Hace varios días
se viene hablando, particularmente en las redes sociales, sobre el “escrache” al
que han sometido a algunos representantes de la oligarquía roja, o a sus
descendientes, en diferentes sitios de Venezuela así como en varias localidades
extrafronteras como Miami, Madrid, Australia, Suiza, México y muchos otros
lugares.
No está de más informar que el término ha sido
utilizado en Argentina, Uruguay, Paraguay y España para denominar a determinadas
actividades en las cuales un grupo de activistas acude al hogar, o sitio de
empleo de algún fulano al cual se quiere denunciar. El Diccionario del Habla de
los Argentinos, de la Academia Argentina de Letras, lo define como “denuncia
popular en contra de personas acusadas de violaciones a los derechos humanos o
de corrupción, que se realiza mediante actos tales como sentadas, cánticos o
pintadas, frente a su domicilio particular o en lugares públicos”. Algo de eso
es lo que hemos venido viendo de manera semiclandestina, ya que pocos –y
honrosos– medios venezolanos han informado adecuadamente al respecto.

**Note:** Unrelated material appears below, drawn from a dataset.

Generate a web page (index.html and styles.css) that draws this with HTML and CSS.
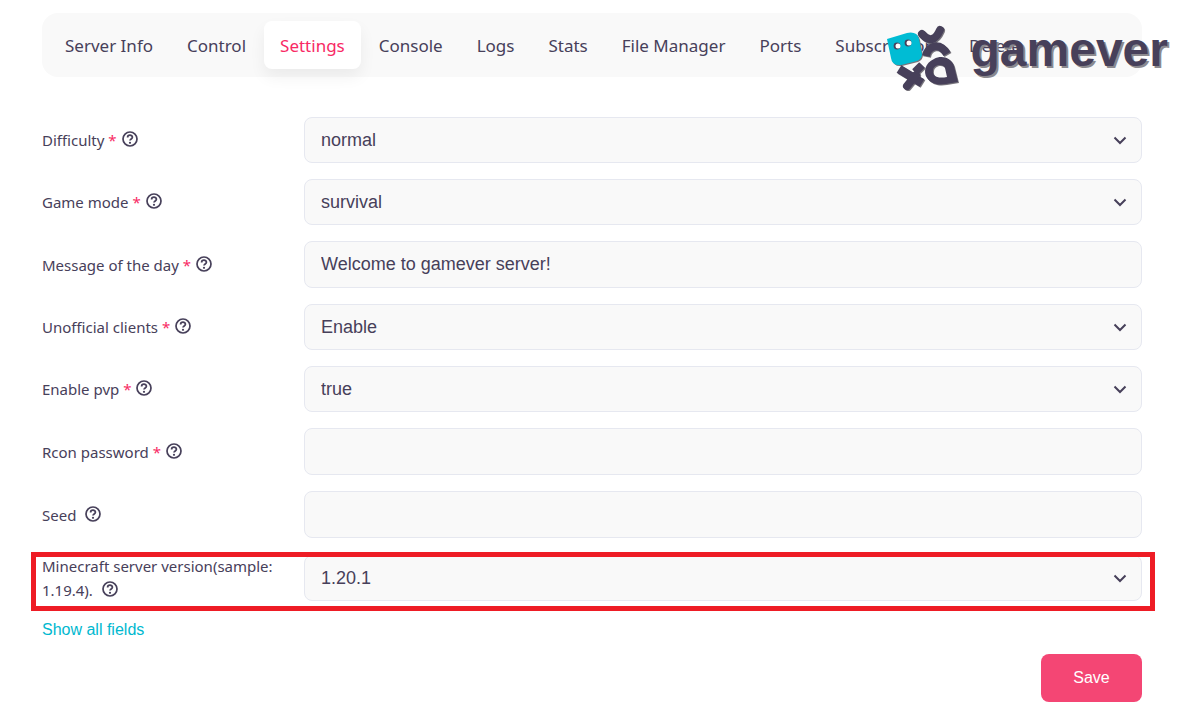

La temida autocensura es hasta cierto punto
entendible en aquellos en que en el más rancio y crudo sentido de los negocios
no quieren arriesgar sus inversiones en el campo mediático. Tristes tiempos
estos en los que la información es una mercancía a la que no se quiere exponer
a embargo oficial. Lo que es duro de digerir es que “comunicadores” y “políticos”
se alcen con altisonantes golpes de pecho para condenar dichas prácticas por
respeto a las familias de los afectados.
¿Cómo se puede reprobar a quiénes manifiestan su
rabia e impotencia ante los que les robaron su país y ahora quieren gozar de lo
robado con inmunidad e impunidad en territorios imperiales? ¿Cómo compensar la
amarga tristeza de quienes no pueden despertarse cada día viendo su icónico
Ávila? ¿Quién paga por el dolor de llevar ya años sin poder contemplar el cielo
intenso de enero en Venezuela? ¿Cómo pedir a quienes lloran a menudo cuando
evocan país, amigos, calles y familia que permanezcan impávidos ante quienes
fueron sus verdugos?
Por lo visto hay algunos que prefieren sentirse
cual Gilberto Correa animando una de aquellas multitudinarias bailantas que saturaban
las principales avenidas caraqueñas. Más de una docena hay de quienes quisieran
aparecer cual Rafael Orozco entonando desde una grúa telescópica el Chan-cun-chá y animando a la asistencia
a que se apechuguen en medio de las nubes de gases lacrimógenos. ¿Será que
también necesitan un Joaquín Rivera?